Note that VSCode has extended JSON to JSONC or “JSON with comments”. But until this becomes widely used, stay away from JSON.
YAML
Also for complex data, there is YAML (wiki). It was originally intended as a markup language (like HTML) but later repurposed for data. Config files are a popular use for it.
It’s not a bad choice as its minimal syntax is nice. It is sensitive to indentation so it can give unexpected results or errors if indented improperly. This can frustrate less precise or less technical configurers.
It also converts values to data types (string, number, boolean, date, etc) depending on the value. That’s not always okay. An app that worked for years might mysteriously stop working after a seemingly irrelevant config change.
Consider the following YAML file:
tv_shows:
- Seinfeld
- 24
- !!str 90210
Seinfeld
is returned as type string, as expected.
24
is not; it’s returned as an integer.
This could cause the app to crash, not when the YAML is parsed
but when the app tries to use that value (the error message likely won’t be too helpful).
90210
is returned as type string, but only because the configurer knew and remembered
to explicitly specify the data type using !!str
.
If you can live with the infrequent troubles that indentation and data typing will give, YAML is not a bad choice. If you want something a little more precise, see TOML.
TOML
Also for complex data, there is TOML (wiki). It also aims to be minimal but not so minimal that you can get into trouble indentation and data typing. Although it needs a few more keystrokes, it is much simpler than YAML: compare all the bells & whistles in the YAML 1.2 spec vs the TOML spec.

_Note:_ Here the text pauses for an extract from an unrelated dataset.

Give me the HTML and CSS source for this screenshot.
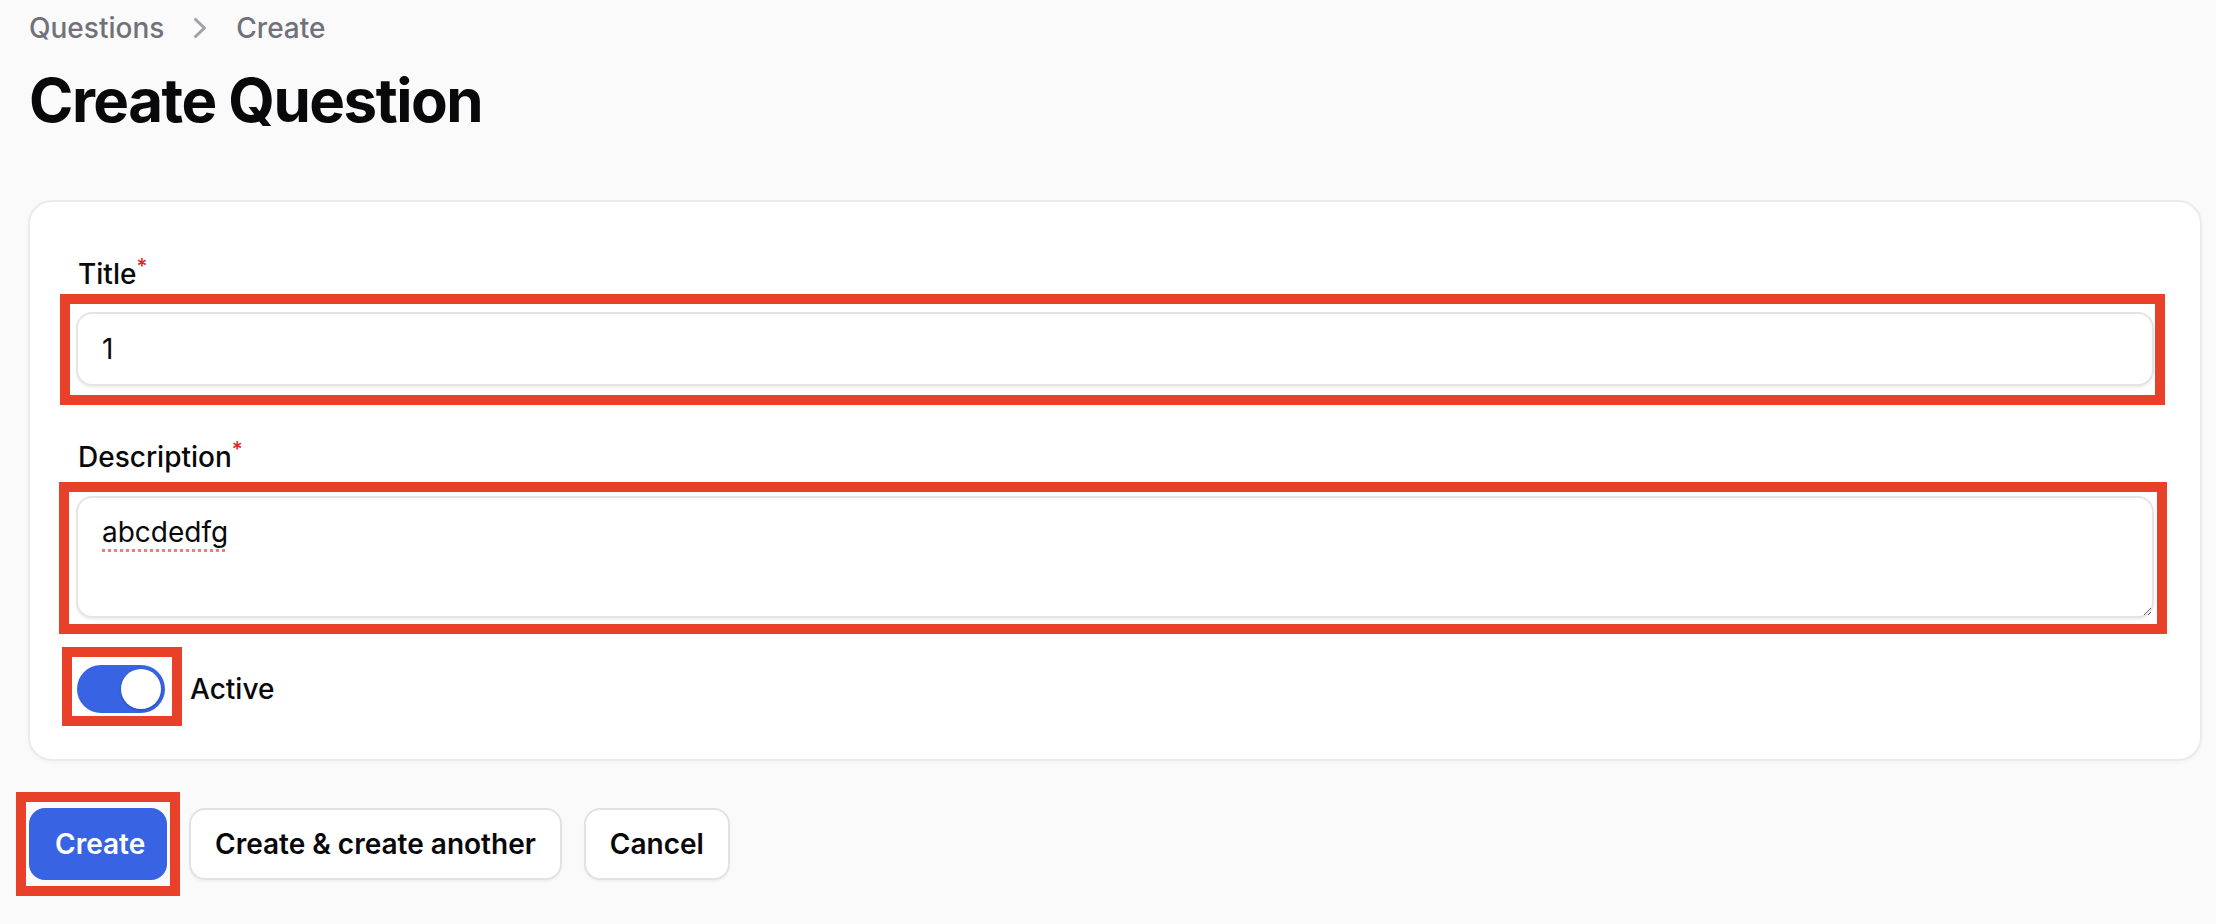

It’s a great choice since it is fairly minimal, simple, and explicit. Indentation is ignored by the parser. Add indentation, if you want, to improve readability for humans.
It also has explicit syntax to get the data type you desire: strings, integers, floats, booleans, dates, times, etc. A little more typing (to quote strings, for example) but no surprises.
tv_shows = [
"24",
"Seinfeld",
"90210",
]
One vote in favour of TOML was made by Python in PEP-518 when they selected TOML as the file format for Python’s new consolidated configuration file for packages (and applications). PEP is a thoughtful process for making good design decisions.
Solution
As usual, the best candidate depends on the specifics of your app & situation.
For Hugo, I chose TOML. Not so much because the situation called for it. But because it’s better to learn and use one fluently than two confusingly. I’ll use TOML whenever I have the choice.
For Python, I’ll choose INI for quicker & simpler apps because ConfigParser is included. For other situations, I’ll choose TOML.